Republicans are getting scared about Gordon Sondland's impeachment testimony: report

Republicans are getting scared about Gordon Sondland's impeachment testimony: report
U.S. Secretary of State Michael R. Pompeo is greeted by U.S. Ambassador to the European Union Gordon Sondland upon arrival to Brussels, Belgium on February 15, 2019. [State Department photo Ron Przysucha/ Public Domain]

Ambassador Gordon Sondland may be the most dangerous witness for President Donald Trump in the impeachment hearings so far, and that's in part because he has a lot to lose.

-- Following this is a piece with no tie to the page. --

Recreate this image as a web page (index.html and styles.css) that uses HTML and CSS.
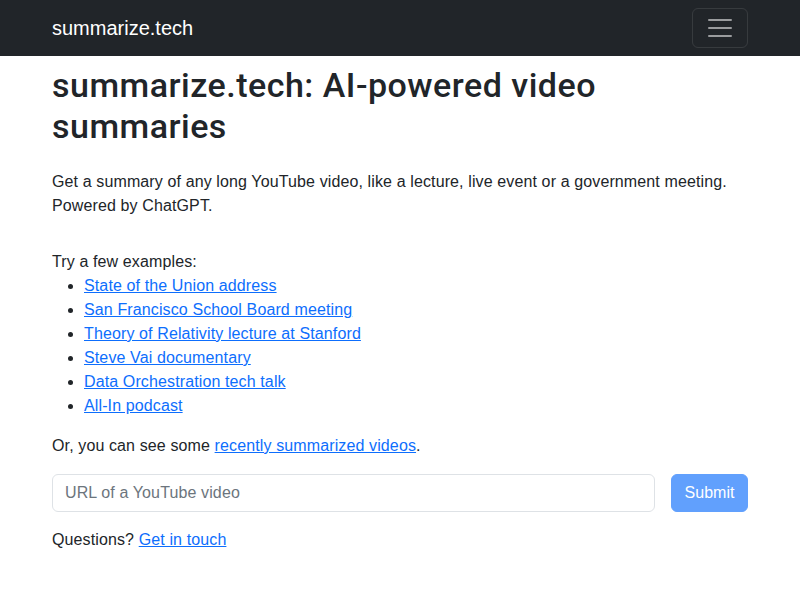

And according to CNN's Shimon Prokuecz, his scheduled testimony for Wednesday morning is making Republicans nervous:

There are at least two reasons they're right to be nervous. First, there's good reason to suspect the hasn't been entirely honest with the House Intelligence Community up to this point, and it's possible he lied, which raises the specter of criminal charges that would be damaging to the president's case. And second, he's at the center of Trump's scheme to get Ukrainian President Volodymyr Zelenksy to investigate the presidents's political enemies — the action that prompted the ongoing impeachment inquiry — and Sondland appears to be the key nexus between the United States and Ukraine in the relevant time period.

As I've documented before, Sondland's testimony has already shown clear tensions with the accounts of other witnesses — raising the possibility that he has exposed himself to legal jeopardy. He's also changed his testimony to more closely match those of other witnesses, which is never a good sign for an individual's credibility. For example, though he initially denied that there was a quid pro quo — an essential element of bribery — surrounding the requests for Ukrainian investigations and withheld military aid, he later said that he had, in fact, explicitly set up such an ultimatum. Since then, more information has emerged that raises serious questions about the fullness of his testimony.

So that forces the question: What will Sondland say when he appears before Congress on Wednesday?

Will he clam up? He might cite the Fifth Amendment or executive privilege to refrain from answering some questions, depending on the circumstances. For example, the evidence indicates that he had many conversations with Trump while working as an emissary to Ukraine. He may try to say that he doesn't have to talk about his conversations with the president, citing executive privilege. But this could just make him look even more guilty, especially given the fact that he has not been particularly forthcoming about other issues.

Claiming the Fifth to avoid incriminating himself — for example, because he could reveal he made false statements to Congress — would similarly look bad for both him and the president.

It's not clear how much these claims would cover, and Sondland has already testified extensively about other topics in a way that may have effectively waived his privileges. But it's possible that, if he stays silent about enough key facts, Republicans will declare victory.

But he might also decide that, since he appears to have already dipped his toe into legal jeopardy and skirted around the truth in an apparent effort to protect Trump, his best course of action from here on out is full disclosure. If this is right, his testimony really could be devastating for the president — even if he doesn't want it to be.